We have arrangements with certain leading manufacturers in many various lines whereby they pack a sample bottle of 3-in-One oil with practically every good gun or revolver that is sold. The Columbia Phonograph Company places a sample of 3-in-One with every machine they make.

Our samples are devised for a striking advertising effect, having the label not on the outside of the bottle but floating in the oil – “a patented floating label.”

One approach that he didn’t mention in the article but caught my eye was providing a free oil can with your 3-In-One purchase. It’s a strategy that’s used quite often today at sports stadiums around the country when your beer comes in a free souvenir cup that’s yours to keep.

3-In-One Oil is still made today by the WD-40 Company and the trademark hasn’t changed much over the years.

   

I found a total of three bottles associated with Three-In-One Oil and possibly a fourth.  One is 5 1/2 inches tall. There’s no embossing on the front or back panels but both side panels are embossed. One side contains the company name, G.W. Cole Co., the other contains the words “Three In One” in quotation marks. Mouth blown, this bottle dates between 1899 when the company incorporated and dropped the “&” in its name and 1909 when they were renamed the Three-In-One Oil Co.

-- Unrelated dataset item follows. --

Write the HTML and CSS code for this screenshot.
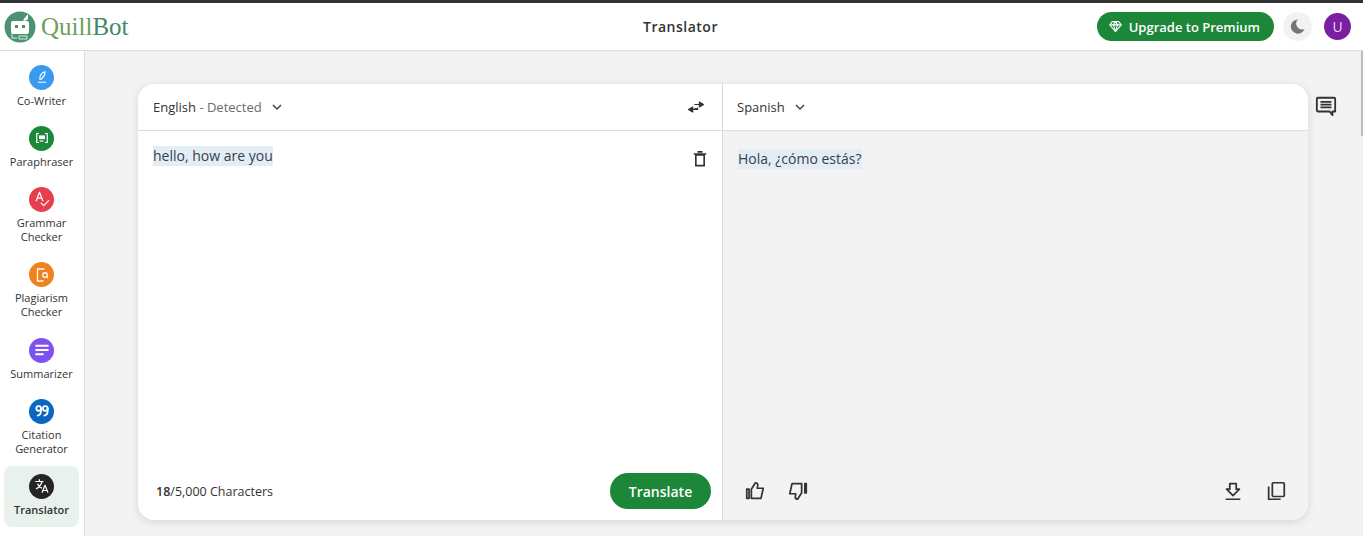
FILE: index.html
```html
<!DOCTYPE html>
<html lang="en">
<head>
    <meta charset="UTF-8">
    <title>QuillBot Translator</title>
    <link rel="stylesheet" href="styles.css">
</head>
<body>
    <header class="topbar">
        <div class="brand">
            <svg class="brand-icon" viewBox="0 0 32 32" width="32" height="32">
                <circle cx="16" cy="16" r="15.5" fill="#4a9270"/>
                <path d="M19 9 L24 3 L24 8 L21 10 Z" fill="#fff"/>
                <rect x="7" y="10" width="18" height="13" rx="2" fill="#fff"/>
                <rect x="11" y="14" width="3" height="3" fill="#4a9270"/>
                <rect x="18" y="14" width="3" height="3" fill="#4a9270"/>
                <path d="M8 23 v4 h5 M15 25 h8 v3 h-8 z" fill="none" stroke="#dfe9e3" stroke-width="1"/>
            </svg>
            <span class="brand-name">Quill<span class="brand-bot">Bot</span></span>
        </div>
        <div class="page-title">Translator</div>
        <div class="top-actions">
            <button class="upgrade">
                <svg viewBox="0 0 16 16" width="13" height="13" fill="none" stroke="#fff" stroke-width="1.3" stroke-linejoin="round">
                    <path d="M4 2h8l3 4-7 8.500L1 6z"/>
                    <path d="M1 6h14M5.500 6 8 14 10.500 6 8 2 5.500 6"/>
                </svg>
                Upgrade to Premium
            </button>
            <div class="theme-btn">
                <svg viewBox="0 0 24 24" width="19" height="19"><path d="M12.500 3a9 9 0 1 0 8.500 12 7.500 7.500 0 0 1-8.500-12z" fill="#757575"/></svg>
            </div>
            <div class="avatar">U</div>
        </div>
    </header>

    <div class="page">
        <nav class="sidebar">
            <div class="nav-item">
                <div class="nav-icon blue">
                    <svg viewBox="0 0 24 24" width="18" height="18" fill="none" stroke="#fff" stroke-width="1.500" stroke-linecap="round"><path d="M9 15c0-5 3-9 7-10 0 4-1 6-3 7 0 2-2 3-4 3zM7 19h10"/></svg>
                </div>
                <div class="nav-label">Co-Writer</div>
            </div>
            <div class="nav-item">
                <div class="nav-icon green">
                    <svg viewBox="0 0 24 24" width="18" height="18" fill="none" stroke="#fff" stroke-width="1.600"><path d="M8 6H5v12h3M16 6h3v12h-3"/><rect x="8" y="8.500" width="8" height="5" fill="#fff" stroke="none"/><path d="M9 16h5"/></svg>
                </div>
                <div class="nav-label">Paraphraser</div>
            </div>
            <div class="nav-item">
                <div class="nav-icon red">
                    <svg viewBox="0 0 24 24" width="20" height="20" fill="none" stroke="#fff" stroke-width="1.500" stroke-linecap="round" stroke-linejoin="round"><path d="M5 14 9 4l4 10M6.500 11h5M11 17l3 3 6-6"/></svg>
                </div>
                <div class="nav-label">Grammar Checker</div>
            </div>
            <div class="nav-item">
                <div class="nav-icon orange">
                    <svg viewBox="0 0 24 24" width="18" height="18" fill="none" stroke="#fff" stroke-width="1.700"><path d="M14 5V4H6v16h8"/><path d="M14 4h1"/><circle cx="16" cy="12" r="3"/><path d="m18 14 2 2"/></svg>
                </div>
                <div class="nav-label">Plagiarism Checker</div>
            </div>
            <div class="nav-item">
                <div class="nav-icon purple">
                    <svg viewBox="0 0 24 24" width="20" height="20" fill="none" stroke="#fff" stroke-width="2.400" stroke-linecap="round"><path d="M5 7h14M5 12h14M5 17h8"/></svg>
                </div>
                <div class="nav-label">Summarizer</div>
            </div>
            <div class="nav-item">
                <div class="nav-icon navy">
                    <svg viewBox="0 0 24 24" width="20" height="20" fill="none" stroke="#fff" stroke-width="2.200" stroke-linecap="round"><circle cx="8" cy="9" r="2.800"/><path d="M10.800 9v3c0 3-1.500 5-4 5.500"/><circle cx="16" cy="9" r="2.800"/><path d="M18.800 9v3c0 3-1.500 5-4 5.500"/></svg>
                </div>
                <div class="nav-label">Citation Generator</div>
            </div>
            <div class="nav-item active">
                <div class="nav-icon dark">
                    <svg viewBox="0 0 24 24" width="18" height="18" fill="none" stroke="#fff" stroke-width="1.600" stroke-linejoin="round"><path d="M3 6h11M8.500 3v3M12 6c-1 4-4 8-8 10M6 9c1 3 4 5 6 6M12 21l4-10 4 10M13.500 18h5"/></svg>
                </div>
                <div class="nav-label">Translator</div>
            </div>
        </nav>

        <main class="content">
            <section class="card">
                <div class="panel left">
                    <div class="panel-head">
                        <div class="lang"><span class="lang-name">English</span><span class="detected"> - Detected</span>
                            <svg class="chev" viewBox="0 0 12 12" width="12" height="12"><path d="M2 4l4 4 4-4" fill="none" stroke="#444" stroke-width="1.500"/></svg>
                        </div>
                        <svg class="swap" viewBox="0 0 24 24" width="20" height="20"><path d="M3 15h11v-2l0 0M9 18l-4-3M3 15l5 0M8 12v6L3 15zM21 9H10M16 6v6l5-3z" fill="#333" stroke="#333" stroke-width="1.300" stroke-linejoin="round"/></svg>
                    </div>
                    <div class="panel-body">
                        <div class="text-row">
                            <span class="source-text">hello, how are you</span>
                            <svg class="trash" viewBox="0 0 24 24" width="20" height="20" fill="none" stroke="#333" stroke-width="2"><path d="M7 7h10v13H7zM4.500 6h15M9 3.500h6"/></svg>
                        </div>
                        <div class="panel-foot">
                            <div class="counter"><b>18</b>/5,000 Characters</div>
                            <button class="translate">Translate</button>
                        </div>
                    </div>
                </div>
                <div class="panel right">
                    <div class="panel-head">
                        <div class="lang"><span class="lang-name">Spanish</span>
                            <svg class="chev" viewBox="0 0 12 12" width="12" height="12"><path d="M2 4l4 4 4-4" fill="none" stroke="#444" stroke-width="1.500"/></svg>
                        </div>
                    </div>
                    <div class="panel-body shaded">
                        <div class="text-row target"><span class="source-text">Hola, ¿cómo estás?</span></div>
                        <div class="panel-foot">
                            <div class="icon-group">
                                <svg viewBox="0 0 24 24" width="22" height="22" fill="none" stroke="#333" stroke-width="1.900" stroke-linejoin="round"><path d="M3 10v10h2.500V10zM8 10l4.500-7c1.500 0 2.500 1 2.500 2.500L14.500 9H21l-2.500 11H8z"/></svg>
                                <svg viewBox="0 0 24 24" width="22" height="22" fill="none" stroke="#333" stroke-width="1.900" stroke-linejoin="round"><path d="M21 14V4h-1.500v10zM16 14l-4.500 7C10 21 9 20 9 18.500L9.500 15H3L5.500 4H16z"/></svg>
                            </div>
                            <div class="icon-group">
                                <svg viewBox="0 0 24 24" width="22" height="22" fill="none" stroke="#333" stroke-width="1.900" stroke-linejoin="round"><path d="M8.500 4h7v6H19l-7 7-7-7h3.500zM4 21h16"/></svg>
                                <svg viewBox="0 0 24 24" width="22" height="22" fill="none" stroke="#333" stroke-width="1.900"><rect x="8" y="3" width="13" height="15" rx="1"/><path d="M4 7v14h13"/></svg>
                            </div>
                        </div>
                    </div>
                </div>
            </section>
            <aside class="side-tool">
                <svg viewBox="0 0 24 24" width="22" height="22"><path d="M3 3h18a1 1 0 0 1 1 1v14h-3v4l-3-4H3a1 1 0 0 1-1-1V4a1 1 0 0 1 1-1z" fill="none" stroke="#333" stroke-width="2" stroke-linejoin="round"/><path d="M6 7.500h12M6 10.500h12M6 13.500h12" stroke="#333" stroke-width="1.800"/></svg>
            </aside>
        </main>
        <div class="scrollbar"><div class="scroll-thumb"></div></div>
    </div>
</body>
</html>
```

FILE: styles.css
```css
* {
    box-sizing: border-box;
}

html, body {
    height: 100%;
}

body {
    margin: 0;
    font-family: "Open Sans", "Liberation Sans", sans-serif;
    color: #333;
    background-color: #f3f3f3;
    display: flex;
    flex-direction: column;
    overflow: hidden;
}

button {
    font-family: inherit;
    border: none;
    cursor: pointer;
}

/* Top bar */
.topbar {
    height: 51px;
    flex: none;
    display: flex;
    align-items: center;
    justify-content: space-between;
    position: relative;
    background-color: #fff;
    border-top: 3px solid #333;
    border-bottom: 1px solid #dcdcdc;
    padding: 0 12px 0 4px;
}

.brand {
    display: flex;
    align-items: center;
    gap: 5px;
}

.brand-name {
    font-family: "Liberation Serif", serif;
    font-size: 25px;
    color: #6b9f5a;
}

.brand-bot {
    color: #3f8a68;
}

.page-title {
    position: absolute;
    left: 643px;
    top: 14px;
    font-size: 14px;
    font-weight: 600;
    letter-spacing: 0.5px;
}

.top-actions {
    display: flex;
    align-items: center;
}

.upgrade {
    display: flex;
    align-items: center;
    gap: 7px;
    height: 29px;
    padding: 0 14px 0 12px;
    border-radius: 15px;
    background-color: #1d8739;
    color: #fff;
    font-size: 13px;
    font-weight: 600;
}

.theme-btn {
    width: 29px;
    height: 29px;
    margin-left: 9px;
    border-radius: 50%;
    background-color: #f2f2f2;
    display: flex;
    align-items: center;
    justify-content: center;
}

.avatar {
    width: 27px;
    height: 27px;
    margin-left: 12px;
    border-radius: 50%;
    background-color: #7b1fa2;
    color: #e8d5f0;
    font-size: 14px;
    display: flex;
    align-items: center;
    justify-content: center;
}

/* Page */
.page {
    flex: 1;
    display: flex;
    min-height: 0;
}

.sidebar {
    width: 85px;
    flex: none;
    background-color: #fff;
    border-right: 1px solid #dcdcdc;
    padding: 6px 5px 0 4px;
}

.nav-item {
    padding: 7.7px 6px 10px;
    display: flex;
    flex-direction: column;
    align-items: center;
    border-radius: 8px;
}

.nav-item.active {
    background-color: #e8f1ec;
}

.nav-item.active .nav-label {
    font-weight: 600;
}

.nav-icon {
    width: 25px;
    height: 25px;
    border-radius: 50%;
    display: flex;
    align-items: center;
    justify-content: center;
}

.blue { background-color: #3a9af0; }
.green { background-color: #1d8739; }
.red { background-color: #e83f4e; }
.orange { background-color: #f0821e; }
.purple { background-color: #7d52ee; }
.navy { background-color: #0b66c0; }
.dark { background-color: #252525; }

.nav-label {
    margin-top: 4px;
    font-size: 11px;
    line-height: 14.35px;
    text-align: center;
    color: #333;
}

.content {
    flex: 1;
    display: flex;
    align-items: flex-start;
    padding: 33px 0 0 53px;
    min-width: 0;
}

/* Translator card */
.card {
    width: 1170px;
    height: 436px;
    flex: none;
    display: flex;
    border-radius: 16px;
    background-color: #fff;
    box-shadow: 0 2px 10px rgba(0, 0, 0, 0.12);
    overflow: hidden;
}

.panel {
    display: flex;
    flex-direction: column;
}

.panel.left {
    width: 585px;
    border-right: 1px solid #d8d8d8;
}

.panel.right {
    flex: 1;
}

.panel-head {
    height: 47px;
    flex: none;
    display: flex;
    align-items: center;
    justify-content: space-between;
    padding: 0 16px 0 15px;
    border-bottom: 1px solid #dcdcdc;
    font-size: 13px;
}

.panel.right .panel-head {
    padding-left: 14px;
}

.lang {
    display: flex;
    align-items: center;
    white-space: pre;
}

.detected {
    color: #6b6b6b;
}

.chev {
    margin-left: 9px;
}

.panel-body {
    flex: 1;
    display: flex;
    flex-direction: column;
    justify-content: space-between;
}

.shaded {
    background-color: #f3f3f3;
}

.text-row {
    display: flex;
    align-items: flex-start;
    justify-content: space-between;
    padding: 15px 12px 0 15px;
    font-size: 14px;
    line-height: 20px;
}

.text-row.target {
    padding-top: 18px;
}

.source-text {
    background-color: #e3edf6;
    color: #37404a;
}

.trash {
    margin-top: 3px;
}

.panel-foot {
    display: flex;
    align-items: center;
    justify-content: space-between;
    padding: 0 11px 11px 18px;
}

.counter {
    font-size: 12.500px;
}

.counter b {
    font-weight: 600;
}

.translate {
    height: 36px;
    width: 101px;
    border-radius: 18px;
    background-color: #1d8739;
    color: #fff;
    font-size: 14px;
    font-weight: 600;
}

.icon-group {
    display: flex;
    gap: 21px;
    padding: 7px 10px 7px 3px;
}

.side-tool {
    padding: 11px 0 0 7px;
}

.scrollbar {
    width: 2px;
    flex: none;
    background-color: #f1f1f1;
}

.scroll-thumb {
    height: 85px;
    background-color: #bdbdbd;
}
```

Two others I found are also mouth blown, but only 4 inches tall. One side panel is embossed “Three In One” in quotation marks and the other 3-In-One Oil Co. They date no earlier than 1909 when the company changed it’s name to the Three-In-One Oil Co. I’ve seen this same type of bottle, with a cork top, pictured in advertisements that date as late as 1929, but being mouth blown they probably were made no later than the mid-teens.

The possible fourth is an ounce or less and could be one of their free samples. Its similar to the one contained in the advertisement below and would have contained the patented label floating inside the oil.